Whatever the reason, I knew that Led Zeppelin would never be the same, if the band survived at all. Even before Bonham’s death, during those first few weeks in the Italian prison, I had tried to deal with my predicament by repeatedly telling myself, “This is going to be over any day. I’ll be
out of here, I’ll be off heroin, and I’ll join the band for their American tour. Things will be good again, just like they had been in the early days.”
But John Bonham’s death forced me back to reality. Not only would I have to deal with my grief over the loss of a friend, but I knew Led Zeppelin itself was finished. Over the years, even though the band had never talked about anyone dying, they realized there was the possibility that one of them might decide to leave the group.
“If that happens,” Jimmy said matter-of-factly, “that will be the end of Led Zeppelin. The organization will close down. Why bother going on after that?”

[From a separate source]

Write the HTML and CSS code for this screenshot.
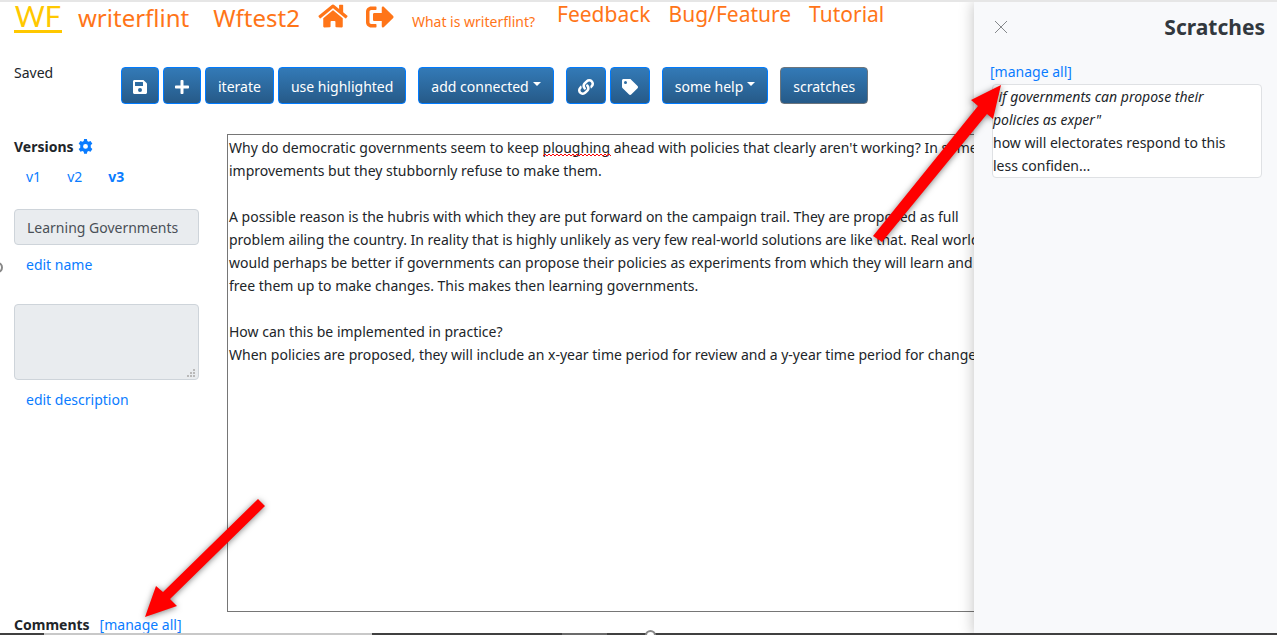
FILE: index.html
```html
<!DOCTYPE html>
<html lang="en">
<head>
<meta charset="utf-8">
<title>writerflint</title>
<link rel="stylesheet" href="styles.css">
</head>
<body>
<header class="site-header">
  <a class="logo" href="#">WF</a>
  <a class="brand" href="#">writerflint</a>
  <a class="brand project" href="#">Wftest2</a>
  <a class="nav-icon" href="#" aria-label="Home"><svg width="30" height="26" viewBox="0 0 576 512"><path d="M280 148L96 300v164c0 9 7 16 16 16l112-1c9 0 16-7 16-16v-95c0-9 7-16 16-16h64c9 0 16 7 16 16v95c0 9 7 16 16 16l112 1c9 0 16-7 16-16V300L296 148c-5-4-11-4-16 0zM572 251l-84-69V44c0-7-5-12-12-12h-56c-7 0-12 5-12 12v73l-90-74c-18-15-43-15-61 0L4 251c-5 4-6 12-1 17l25 31c4 5 12 6 17 1L280 107c5-4 11-4 15 0l235 193c5 5 13 4 17-1l26-31c4-5 4-13-1-17z"/></svg></a>
  <a class="nav-icon" href="#" aria-label="Sign out"><svg width="28" height="28" viewBox="0 0 512 512"><path d="M497 273L329 441c-15 15-41 4-41-17v-96H152c-13 0-24-11-24-24v-96c0-13 11-24 24-24h136V88c0-21 26-32 41-17l168 168c9 9 9 25 0 34zM192 436v-40c0-7-5-12-12-12H96c-18 0-32-14-32-32V160c0-18 14-32 32-32h84c7 0 12-5 12-12V76c0-7-5-12-12-12H96c-53 0-96 43-96 96v192c0 53 43 96 96 96h84c7 0 12-5 12-12z"/></svg></a>
  <a class="what" href="#">What is writerflint?</a>
  <nav class="links">
    <a href="#">Feedback</a>
    <a href="#">Bug/Feature</a>
    <a href="#">Tutorial</a>
  </nav>
</header>

<div class="toolbar">
  <span class="status">Saved</span>
  <div class="group">
    <button class="btn icon" aria-label="Save"><svg width="14" height="16" viewBox="0 0 448 512"><path d="M434 130l-84-84c-9-9-21-14-34-14H48C21 32 0 53 0 80v352c0 27 21 48 48 48h352c27 0 48-21 48-48V164c0-13-5-25-14-34zM224 416a64 64 0 1 1 0-128 64 64 0 0 1 0 128zm96-305v101c0 7-5 12-12 12H76c-7 0-12-5-12-12V108c0-7 5-12 12-12h229c9 3 15 9 15 15z"/></svg></button>
    <button class="btn icon" aria-label="Add"><svg width="14" height="16" viewBox="0 0 448 512"><path d="M416 208H272V64c0-18-14-32-32-32h-32c-18 0-32 14-32 32v144H32c-18 0-32 14-32 32v32c0 18 14 32 32 32h144v144c0 18 14 32 32 32h32c18 0 32-14 32-32V304h144c18 0 32-14 32-32v-32c0-18-14-32-32-32z"/></svg></button>
    <button class="btn">iterate</button>
    <button class="btn">use highlighted</button>
  </div>
  <button class="btn caret">add connected</button>
  <div class="group">
    <button class="btn icon" aria-label="Link"><svg width="16" height="16" viewBox="0 0 512 512"><path d="M326.600 185.400c59.700 59.800 58.900 155.700.4 214.600l-67.600 67.600c-59.300 59.300-155.700 59.300-215 0s-59.300-155.700 0-215l37.100-37.100c9.800-9.800 26.800-3.300 27.300 10.600.6 17.700 3.800 35.500 9.700 52.700 2 5.800.6 12.300-3.800 16.600l-13.100 13.100c-28 28-28.900 73.700-1.200 102 28 28.600 74.100 28.700 102.300.5l67.300-67.300c28.200-28.200 28.100-73.800 0-101.800-3.700-3.700-7.400-6.600-10.300-8.600a16 16 0 0 1-6.900-12.600c-.4-10.600 3.300-21.500 11.700-29.800l21.100-21.100c5.500-5.500 14.200-6.200 20.600-1.700a152 152 0 0 1 20.500 17.200zM467.500 44.400c-59.300-59.300-155.700-59.300-215 0l-67.500 67.600c-58.500 58.900-59.300 154.800.4 214.600a152 152 0 0 0 20.500 17.200c6.400 4.500 15.100 3.800 20.600-1.700l21.100-21.100c8.400-8.300 12.100-19.200 11.700-29.800a16 16 0 0 0-6.900-12.600c-2.900-2-6.600-4.900-10.300-8.600-28.100-28.100-28.200-73.600 0-101.800l67.200-67.300c28.200-28.200 74.300-28.100 102.300.5 27.800 28.300 26.900 73.900-1.100 102l-13.200 13.100c-4.400 4.400-5.800 10.800-3.800 16.600 5.900 17.200 9 35 9.700 52.700.5 13.900 17.500 20.400 27.300 10.600l37.100-37.100c59.300-59.300 59.300-155.700 0-215z"/></svg></button>
    <button class="btn icon" aria-label="Tag"><svg width="16" height="16" viewBox="0 0 512 512"><path d="M0 252V48C0 21 21 0 48 0h204c13 0 25 5 34 14l212 212c19 19 19 49 0 68L294 498c-19 19-49 19-68 0L14 286c-9-9-14-21-14-34zM112 64a48 48 0 1 0 0 96 48 48 0 0 0 0-96z"/></svg></button>
  </div>
  <button class="btn caret">some help</button>
  <button class="btn secondary">scratches</button>
</div>

<main class="workspace">
  <aside class="sidebar">
    <h2 class="heading">Versions <a href="#" aria-label="Version settings"><svg width="15" height="15" viewBox="0 0 16 16"><path fill-rule="evenodd" d="M6.500 0h3l.4 2.200 1.300.7 2.200-.8 1.900 2.900-1.700 1.500v2.600l1.700 1.500-1.900 2.900-2.200-.8-1.300.8-.4 2.200h-3l-.4-2.200-1.300-.8-2.200.8L.7 10.700l1.700-1.500V6.500L.7 5l1.900-2.900 2.200.8 1.300-.7zM8 5.300a2.600 2.600 0 1 0 0 5.200 2.600 2.600 0 0 0 0-5.200z"/></svg></a></h2>
    <nav class="versions">
      <a href="#">v1</a>
      <a href="#">v2</a>
      <a class="current" href="#">v3</a>
    </nav>
    <input class="field" type="text" value="Learning Governments" aria-label="Name" disabled>
    <a class="edit" href="#">edit name</a>
    <div class="resizable">
      <textarea class="field description" aria-label="Description" disabled></textarea>
      <svg class="grip" width="8" height="8" viewBox="0 0 8 8"><path d="M6 0h2v2H6zM3 3h2v2H3zM6 3h2v2H6zM0 6h2v2H0zM3 6h2v2H3zM6 6h2v2H6z"/></svg>
    </div>
    <a class="edit" href="#">edit description</a>
  </aside>
  <div class="editor">
    <textarea class="draft" aria-label="Draft" wrap="off" spellcheck="false">Why do democratic governments seem to keep ploughing ahead with policies that clearly aren't working? In some
improvements but they stubbornly refuse to make them.

A possible reason is the hubris with which they are put forward on the campaign trail. They are proposed as full
problem ailing the country. In reality that is highly unlikely as very few real-world solutions are like that. Real world
would perhaps be better if governments can propose their policies as experiments from which they will learn and
free them up to make changes. This makes then learning governments.

How can this be implemented in practice?
When policies are proposed, they will include an x-year time period for review and a y-year time period for change</textarea>
    <svg class="misspelled" width="68" height="4"><defs><pattern id="wave" width="4" height="4" patternUnits="userSpaceOnUse"><path d="M0 3L2 1L4 3"/></pattern></defs><rect width="68" height="4" fill="url(#wave)"/></svg>
  </div>
</main>

<footer class="comments">
  <h2 class="heading">Comments</h2>
  <a href="#">[manage all]</a>
</footer>

<section class="panel" aria-label="Scratches">
  <div class="panel-head">
    <button class="close" aria-label="Close"><svg width="12" height="12" viewBox="0 0 12 12"><path d="M0 0L12 12M12 0L0 12"/></svg></button>
    <h1 class="panel-title">Scratches</h1>
  </div>
  <a class="manage" href="#">[manage all]</a>
  <article class="card"><em>"if governments can propose their policies as exper"</em><p>how will electorates respond to this less confiden...</p></article>
</section>

<svg class="arrow arrow-up" width="150" height="180" viewBox="0 0 150 180"><path d="M141 15L133 49L127 44L22 172L13 166L118 36L111 30Z"/></svg>
<svg class="arrow arrow-down" width="140" height="140" viewBox="0 0 140 140"><path d="M15 129L26 98L33 104L128 11L135 18L40 111L47 118Z"/></svg>
<div class="edge"></div>
<span class="handle handle-left"></span>
<span class="handle handle-bottom"></span>
</body>
</html>
```
FILE: styles.css
```css
* { box-sizing: border-box; }
body {
  margin: 0;
  height: 100vh;
  position: relative;
  overflow: hidden;
  border-top: 2px solid #e6e6e6;
  background: #fff;
  color: #212529;
  font: 14px/23px "Noto Sans", "Open Sans", sans-serif;
}
a { color: #0a7cff; text-decoration: none; }
h1, h2, p { margin: 0; }
button, input, textarea { font: inherit; }

.site-header {
  display: flex;
  align-items: baseline;
  height: 36px;
  padding-left: 14px;
  line-height: 28px;
  white-space: nowrap;
}
.site-header a { color: #ff7518; }
.site-header .logo {
  width: 48px;
  margin-right: 16px;
  border-bottom: 3px solid #ffc800;
  color: #ffc800;
  font-family: Lato, sans-serif;
  font-size: 29px;
  line-height: 28px;
  text-align: center;
}
.brand { font-size: 24px; }
.project { margin-left: 24px; }
.nav-icon { align-self: flex-start; display: flex; margin: 1px 0 0 18px; }
.nav-icon svg { fill: currentColor; }
.what { margin-left: 18px; }
.links { display: flex; align-self: flex-start; gap: 18px; margin-left: 22px; font-size: 21px; line-height: 24px; }

.toolbar { display: flex; gap: 12px; margin-top: 29px; padding-left: 14px; }
.status { width: 95px; line-height: 12px; }
.group { display: flex; gap: 4px; }
.btn {
  display: flex;
  align-items: center;
  height: 37px;
  padding: 2px 12px 0;
  border: 1px solid #007bff;
  border-radius: 4px;
  background: linear-gradient(#337ab7, #265a88);
  color: #fff;
  white-space: nowrap;
}
.icon { padding: 2px 11px 0; }
.btn svg { fill: currentColor; }
.secondary { border-color: #6c757d; }
.caret::after {
  content: "";
  margin: -6px 0 0 4px;
  border: 4px solid transparent;
  border-top-color: #fff;
  border-bottom: 0;
}

.workspace { display: flex; gap: 28px; margin-top: 30px; padding-left: 14px; }
.sidebar { width: 185px; display: flex; flex-direction: column; }
.heading { font-size: 14px; line-height: 26px; font-weight: 700; }
.heading svg { margin-left: 1px; fill: currentColor; vertical-align: -2px; }
.versions { display: flex; gap: 26px; margin: 5px 0 21px; padding-left: 12px; }
.current { font-weight: 700; }
.field {
  width: 100%;
  height: 36px;
  padding: 4px 12px;
  border: 1px solid #ced4da;
  border-radius: 4px;
  background: #e9ecef;
  color: #495057;
}
.edit { margin: 8px 12px 28px; }
.resizable { position: relative; display: flex; }
.description { height: 76px; resize: none; }
.grip { position: absolute; right: 4px; bottom: 3px; fill: #b9b9b9; }
.editor { flex: 1; position: relative; }
.draft {
  display: block;
  width: 100%;
  height: 478px;
  padding: 1px;
  border: 1px solid #767676;
  background: #fff;
  color: inherit;
  overflow: hidden;
  resize: none;
}
.misspelled { position: absolute; top: 19px; left: 316px; pointer-events: none; }
.misspelled path { fill: none; stroke: #f00; }
.comments { display: flex; gap: 10px; padding-left: 14px; line-height: 26px; }

.panel {
  position: absolute;
  top: 0;
  right: 0;
  bottom: 0;
  width: 303px;
  padding: 11px 12px 0 16px;
  background: #f8f9fb;
  box-shadow: 0 0 14px rgba(0, 0, 0, .25);
}
.panel-head { display: flex; justify-content: space-between; align-items: center; }
.close { display: flex; padding: 5px; border: 0; background: none; }
.close svg { stroke: #85888b; fill: none; }
.panel-title { font-size: 21px; line-height: 28px; color: #32383e; }
.manage { display: block; margin-top: 19px; }
.card {
  margin: 1px 3px 0 2px;
  padding-right: 14px;
  border: 1px solid #dfe1e4;
  border-radius: 4px;
  background: #fff;
}

.arrow { position: absolute; fill: #f00; filter: drop-shadow(0 1px 3px rgba(0, 0, 0, .5)); pointer-events: none; }
.arrow-up { left: 860px; top: 68px; }
.arrow-down { left: 130px; top: 486px; }
.edge {
  position: absolute;
  left: 0;
  right: 0;
  bottom: 0;
  height: 2px;
  background: linear-gradient(90deg, #404040 44px, #c8c8c8 44px 372px, #404040 372px 562px, #6b6b6b 562px 607px, #404040 607px);
}
.handle { position: absolute; width: 11px; height: 11px; border: 2px solid #888; border-radius: 50%; background: #fff; }
.handle-left { left: -8px; top: 260px; }
.handle-bottom { left: 645px; bottom: -6px; }
```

Bonham was such an integral part of the band. He and Robert in particular had known each other as young musicians, years before Led Zeppelin. And although they had their fights and disagreements—usually over petty matters like who was going to pay for the petrol in one of their cars—they had a strong emotional bond. I couldn’t imagine Robert singing with anyone other than Bonham behind him. It would be like trying to drive a car with three wheels. When Karac died, Robert had put his arms around Bonham at the funeral and said, “You’re my oldest mate, Bonzo; I can count on you to always be there for me, can’t I?”
Jimmy put it bluntly: “It would be an insult to find a replacement for John Bonham in order to keep Led Zeppelin aloft.”
3
ROBERT
Robert, why would you want to waste your life in a rock band? You have an opportunity for a wonderful education and a good career. Don’t let yourself get sidetracked. Don’t blow it.”
The words were spoken by Robert Plant, Sr., whose son was itching for a life as a rock singer. For the elder Plant—a civil engineer who felt more comfortable with Beethoven than the Beatles—his son’s musical ambitions were becoming his own nightmare. He could not tolerate his boy wasting his life chasing impossible dreams.